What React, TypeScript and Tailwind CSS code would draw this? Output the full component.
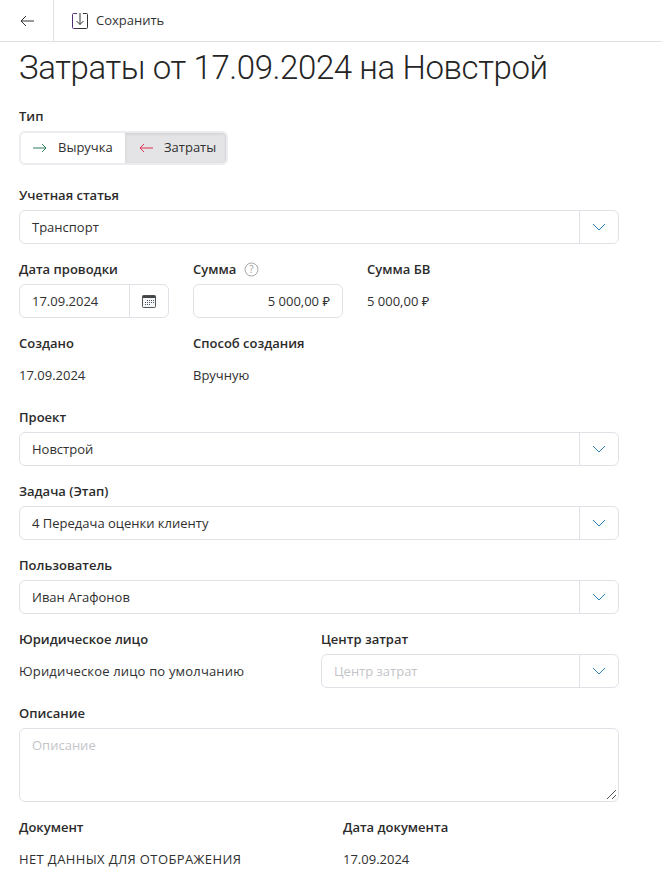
import React from 'react';

const font = "font-['Open_Sans','Noto_Sans',sans-serif]";

function Chevron() {
  return (
    <svg width="14" height="8" viewBox="0 0 14 8" fill="none" stroke="#2f7fb8" strokeWidth="1">
      <path d="M1 1l6 6 6-6" />
    </svg>
  );
}

function Label({ children }: { children: React.ReactNode }) {
  return <div className="h-[22px] mb-1 text-[13px] leading-[22px] font-semibold text-[#2b2b2b]">{children}</div>;
}

function Select({ value, placeholder }: { value?: string; placeholder?: string }) {
  return (
    <div className="flex h-[34px] bg-white border border-[#e1e1e8] rounded-md">
      <div className={`flex-1 pl-3 text-[13px] leading-[32px] ${value ? 'text-[#303030]' : 'text-[#c4c4c8]'}`}>
        {value || placeholder}
      </div>
      <div className="w-[39px] border-l border-[#e1e1e8] flex items-center justify-center">
        <Chevron />
      </div>
    </div>
  );
}

function SelectField({ label, value }: { label: string; value: string }) {
  return (
    <div className="mb-[14px]">
      <Label>{label}</Label>
      <Select value={value} />
    </div>
  );
}

function ReadOnly({ label, value, className, valueClass }: { label: string; value: string; className?: string; valueClass?: string }) {
  return (
    <div className={className}>
      <Label>{label}</Label>
      <div className={`h-[34px] text-[13px] leading-[34px] text-[#303030] whitespace-nowrap ${valueClass ?? ''}`}>{value}</div>
    </div>
  );
}

export default function App() {
  return (
    <div className={`w-[662px] h-[874px] overflow-hidden bg-white ${font}`}>
      {/* Toolbar */}
      <div className="flex h-[42px] border-b border-[#e2e2e2]">
        <div className="w-[54px] border-r border-[#e2e2e2] flex items-center justify-center">
          <svg width="14" height="12" viewBox="0 0 14 12" fill="none" stroke="#333" strokeWidth="1">
            <path d="M14 6H1M6 1L1 6l5 5" />
          </svg>
        </div>
        <div className="flex items-center pl-[18px] gap-2">
          <svg width="16" height="16" viewBox="0 0 16 16" fill="none">
            <path d="M5 0.500H1.500a1 1 0 0 0-1 1v13a1 1 0 0 0 1 1H5" stroke="#4f2f72" />
            <path d="M5 15.500h9.500a1 1 0 0 0 1-1v-13a1 1 0 0 0-1-1H11" stroke="#333" />
            <path d="M8 0v11.500M4.500 8L8 11.500 11.500 8" stroke="#333" />
          </svg>
          <span className="text-[13px] text-[#333]">Сохранить</span>
        </div>
      </div>

      <div className="pl-[19px] pr-[43px]">
        <h1 className="h-[63px] font-['Roboto',sans-serif] text-[33px] leading-[52px] tracking-[-0.4px] font-light text-[#252525] whitespace-nowrap">
          Затраты от 17.09.2024 на Новстрой
        </h1>

        {/* Type toggle */}
        <div className="mb-[19px]">
          <Label>Тип</Label>
          <div className="flex w-[209px] h-[34px] border-2 border-[#ececf0] rounded-md overflow-hidden text-[13px] text-[#303030]">
            <div className="flex-1 flex items-center pl-3 gap-[11px]">
              <svg width="14" height="10" viewBox="0 0 14 10" fill="none" stroke="#2e7d5b">
                <path d="M0 5h13M9 1l4 4-4 4" />
              </svg>
              Выручка
            </div>
            <div className="w-[101px] flex items-center pl-[14px] gap-[11px] bg-[#e4e4e6] shadow-[inset_0_1px_3px_rgba(0,0,0,0.1)]">
              <svg width="14" height="10" viewBox="0 0 14 10" fill="none" stroke="#d9304f">
                <path d="M14 5H1M5 1L1 5l4 4" />
              </svg>
              Затраты
            </div>
          </div>
        </div>

        <SelectField label="Учетная статья" value="Транспорт" />

        {/* Date and amounts */}
        <div className="flex mb-[14px]">
          <div className="w-[150px] mr-6">
            <Label>Дата проводки</Label>
            <div className="flex h-[34px] border border-[#e1e1e8] rounded-md">
              <div className="flex-1 pl-3 text-[13px] leading-[32px] text-[#303030]">17.09.2024</div>
              <div className="w-[39px] border-l border-[#e1e1e8] flex items-center justify-center">
                <svg width="14" height="13" viewBox="0 0 14 13" fill="none">
                  <rect x="0.500" y="0.500" width="13" height="12" rx="1" stroke="#555" fill="#f3f6fb" />
                  <rect x="0.500" y="0.500" width="13" height="2.500" fill="#444" />
                  <path d="M5 5.500h1M7 5.500h1M9 5.500h1M11 5.500h1M3 7.500h1M5 7.500h1M7 7.500h1M9 7.500h1M11 7.500h1M3 9.500h1M5 9.500h1M7 9.500h1" stroke="#555" />
                </svg>
              </div>
            </div>
          </div>
          <div className="w-[150px] mr-6">
            <div className="flex items-center gap-2 h-[22px] mb-1">
              <span className="text-[13px] leading-[22px] font-semibold text-[#2b2b2b]">Сумма</span>
              <svg width="15" height="15" viewBox="0 0 15 15" fill="none">
                <circle cx="7.500" cy="7.500" r="6.500" stroke="#a8a8a8" />
                <text x="7.500" y="11" textAnchor="middle" fontSize="10" fill="#a0a0a0">?</text>
              </svg>
            </div>
            <div className="h-[34px] border border-[#e1e1e8] rounded-md pr-3 text-right text-[13px] leading-[32px] text-[#303030]">
              5 000,00 ₽
            </div>
          </div>
          <ReadOnly label="Сумма БВ" value="5 000,00 ₽" />
        </div>

        {/* Created */}
        <div className="flex mb-[14px]">
          <ReadOnly label="Создано" value="17.09.2024" className="w-[174px]" />
          <ReadOnly label="Способ создания" value="Вручную" />
        </div>

        <SelectField label="Проект" value="Новстрой" />
        <SelectField label="Задача (Этап)" value="4 Передача оценки клиенту" />
        <SelectField label="Пользователь" value="Иван Агафонов" />

        <div className="flex mb-[14px]">
          <ReadOnly label="Юридическое лицо" value="Юридическое лицо по умолчанию" className="w-[302px]" valueClass="tracking-[0.17px]" />
          <div className="flex-1">
            <Label>Центр затрат</Label>
            <Select placeholder="Центр затрат" />
          </div>
        </div>

        <div className="mb-[14px]">
          <Label>Описание</Label>
          <div className="relative h-[74px] border border-[#e1e1e8] rounded-md pl-3 pt-[7px] text-[13px] text-[#c4c4c8]">
            Описание
            <svg className="absolute right-[1px] bottom-[1px]" width="11" height="11" viewBox="0 0 11 11" stroke="#555" fill="none">
              <path d="M1 10l9-9M6 10l4-4" />
            </svg>
          </div>
        </div>

        <div className="flex">
          <ReadOnly label="Документ" value="НЕТ ДАННЫХ ДЛЯ ОТОБРАЖЕНИЯ" className="w-[324px]" valueClass="tracking-[0.38px]" />
          <ReadOnly label="Дата документа" value="17.09.2024" />
        </div>
      </div>
    </div>
  );
}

◇ ◇ ◇

• **EXERCISE AIM**: Find all lines with "React" in them and copy each one.

• **EXERCISE SOLUTION**:
What React, TypeScript and Tailwind CSS code would draw this? Output the full component.
import React from 'react';
function Label({ children }: { children: React.ReactNode }) {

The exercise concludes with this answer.